Attempting to follow example in Sandy Ryza's book Advanced Analytics with Spark, coding using IntelliJ. Below I seem to have imported all the right libraries, but why is it not recognizing getOrElse?
Error:(84, 28) value getOrElse is not a member of org.apache.spark.rdd.RDD[String]
bArtistAlias.value.getOrElse(artistID, artistID)
^
Code:
import org.apache.spark.rdd.RDD
import org.apache.spark.rdd._
import org.apache.spark.rdd.PairRDDFunctions
import org.apache.spark.SparkContext
import org.apache.spark.SparkContext._
import org.apache.spark.SparkConf
import org.apache.spark.mllib.recommendation._
val trainData = rawUserArtistData.map { line =>
val Array(userID, artistID, count) = line.split(' ').map(_.toInt)

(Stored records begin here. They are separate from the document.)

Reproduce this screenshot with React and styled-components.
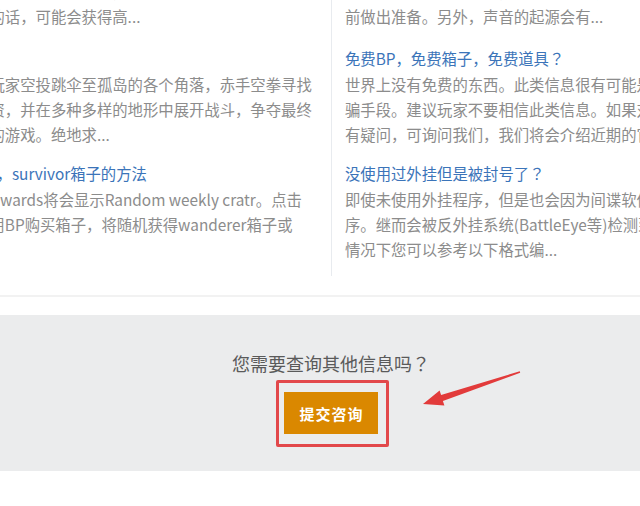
import React from 'react';
import styled, { createGlobalStyle } from 'styled-components';

const GlobalStyle = createGlobalStyle`
    html, body {
        margin: 0;
        padding: 0;
        background: #fff;
        overflow: hidden;
    }

    body {
        font-family: "Noto Sans CJK SC", "Noto Sans", sans-serif;
    }
`;

const Page = styled.div`
    width: 640px;
    height: 506px;
    overflow: hidden;
    background: #fff;
`;

const FaqSection = styled.section`
    padding-bottom: 19px;
    border-bottom: 2px solid #f2f2f2;
`;

const Columns = styled.div`
    display: flex;
    width: 1300px;
    margin-top: -72px;
    margin-left: -317px;
`;

const Column = styled.div`
    box-sizing: border-box;
    width: 649px;
    flex-shrink: 0;
    padding: 0 15px 0 ${({ $first }) => ($first ? '15px' : '13px')};
    border-right: ${({ $first }) => ($first ? '1px solid #e8ebef' : 'none')};
`;

const Item = styled.div`
    margin-bottom: 14px;

    &:first-child {
        margin-bottom: 17px;
    }
`;

const Title = styled.a`
    display: block;
    height: 24px;
    margin-bottom: 2px;
    font-size: 15.35px;
    line-height: 24px;
    color: #3b74b9;
    white-space: nowrap;
    text-decoration: none;
    cursor: pointer;
`;

const Line = styled.div`
    height: 25px;
    font-size: 15.35px;
    line-height: 25px;
    color: #8c8c8c;
    white-space: nowrap;
`;

// the full-width question mark sits centred in its box, as in the reference
const Mark = styled.span`
    font-family: "Noto Sans CJK JP", sans-serif;
`;

const Contact = styled.section`
    position: relative;
    box-sizing: border-box;
    height: 156px;
    margin-top: 18px;
    padding: 35px 0 0 22px;
    background: #ebeced;
    text-align: center;
`;

const Question = styled.p`
    margin: 0;
    font-size: 18px;
    line-height: 26px;
    color: #5a5a5a;
`;

const ButtonWrap = styled.div`
    position: relative;
    display: inline-block;
    margin-top: 16px;
`;

const SubmitButton = styled.button`
    display: block;
    width: 94px;
    height: 42px;
    padding: 0 0 0 1px;
    border: none;
    background: #da8800;
    color: #fff;
    font-family: "Noto Sans CJK SC", sans-serif;
    font-size: 15px;
    font-weight: 700;
    letter-spacing: 1px;
    cursor: pointer;
`;

const Highlight = styled.span`
    position: absolute;
    top: -12px;
    left: -8px;
    box-sizing: border-box;
    width: 113px;
    height: 67px;
    border: 3px solid #e2484b;
    border-radius: 2px;
    pointer-events: none;
`;

const Arrow = styled.svg`
    position: absolute;
    top: 50px;
    left: 415px;
`;

const leftItems = [
    {
        title: '绝地求生中如何获得更多的BP奖励？',
        lines: [
            '玩家在游戏中获得的BP数量取决于存活时间、击杀数量以及造成的伤害，',
            '因此在每一局游戏中尽量存活更长的时间，并且积极参与战斗，可以有效',
            '提高获得的奖励。如果每周都坚持完成任务的话，可能会获得高...',
        ],
    },
    {
        title: '绝地求生是什么游戏？',
        lines: [
            '绝地求生是一款战术竞技型射击游戏，百名玩家空投跳伞至孤岛的各个角落，赤手空拳寻找',
            '岛上的武器、车辆以及各种补给品等游戏物资，并在多种多样的地形中展开战斗，争夺最终',
            '的胜利。这是一款非常考验玩家策略与操作的游戏。绝地求...',
        ],
    },
    {
        title: '如何在游戏中获得每周免费赠送的wanderer，survivor箱子的方法',
        lines: [
            '在游戏主界面点击商店选项，进入页面后, Rewards将会显示Random weekly cratr。点击',
            '后就会弹出一个购买窗口，玩家可以直接使用BP购买箱子，将随机获得wanderer箱子或',
            'survivor箱子。',
        ],
    },
];

const rightItems = [
    {
        title: '游戏中听到的脚步声是怎么回事？',
        lines: [
            '在游戏中，玩家可以通过声音来判断敌人的位置和距离，例如脚步声、',
            '枪声以及车辆的声音等，这样可以帮助玩家提前发现附近的敌人，并提',
            '前做出准备。另外，声音的起源会有...',
        ],
    },
    {
        title: '免费BP，免费箱子，免费道具？',
        lines: [
            '世界上没有免费的东西。此类信息很有可能是不法分子盗取账号的诈',
            '骗手段。建议玩家不要相信此类信息。如果对收到的此类信息',
            '有疑问，可询问我们，我们将会介绍近期的官方活动...',
        ],
    },
    {
        title: '没使用过外挂但是被封号了？',
        lines: [
            '即使未使用外挂程序，但是也会因为间谍软件等第三方程',
            '序。继而会被反外挂系统(BattleEye等)检测到并封号，在这种',
            '情况下您可以参考以下格式编...',
        ],
    },
];

const withMarks = (text) =>
    text.split('？').flatMap((part, i) =>
        i === 0 ? [part] : [<Mark key={i}>？</Mark>, part]
    );

const FaqColumn = ({ items, first }) => (
    <Column $first={first}>
        {items.map((item) => (
            <Item key={item.title}>
                <Title>{withMarks(item.title)}</Title>
                {item.lines.map((line) => (
                    <Line key={line}>{line}</Line>
                ))}
            </Item>
        ))}
    </Column>
);

const App = () => {
    return (
        <Page>
            <GlobalStyle />
            <FaqSection>
                <Columns>
                    <FaqColumn items={leftItems} first />
                    <FaqColumn items={rightItems} />
                </Columns>
            </FaqSection>
            <Contact>
                <Question>{withMarks('您需要查询其他信息吗？')}</Question>
                <ButtonWrap>
                    <SubmitButton>提交咨询</SubmitButton>
                    <Highlight />
                </ButtonWrap>
                <Arrow width="115" height="65" viewBox="0 0 115 65">
                    <polygon
                        points="104.8,6.2 26.1,30.1 24.6,25.4 8,39 29.4,40.6 27.9,35.9 105.2,7.8"
                        fill="#e23b3b"
                    />
                </Arrow>
            </Contact>
        </Page>
    );
};

export default App;
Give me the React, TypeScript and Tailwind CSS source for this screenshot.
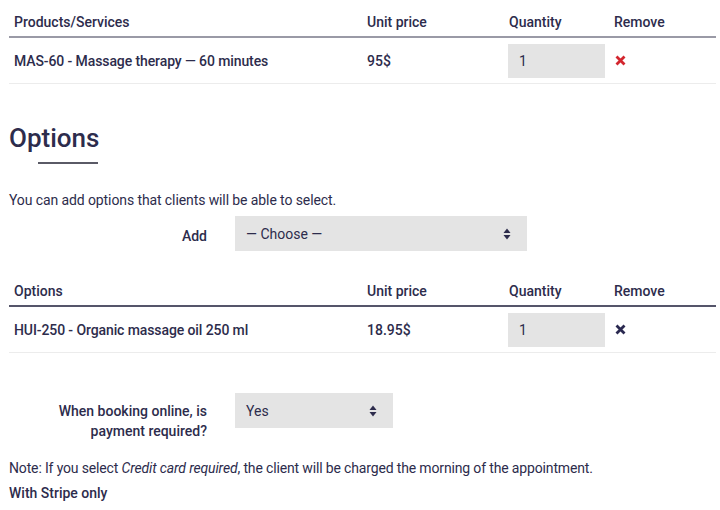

val finalArtistID = bArtistAlias.value.getOrElse(artistID, artistID)
Rating(userID, finalArtistID, count)
}.cache()
I can only make an assumption as the code listed is missing pieces, but my guess is that bArtistAlias is supposed to be a Map that SHOULD be broadcast, but isnt.
I went and found the piece of code in Sandy's book and it corroborates my guess. So, you seem to be missing this piece:
val bArtistAlias = sc.broadcast(artistAlias)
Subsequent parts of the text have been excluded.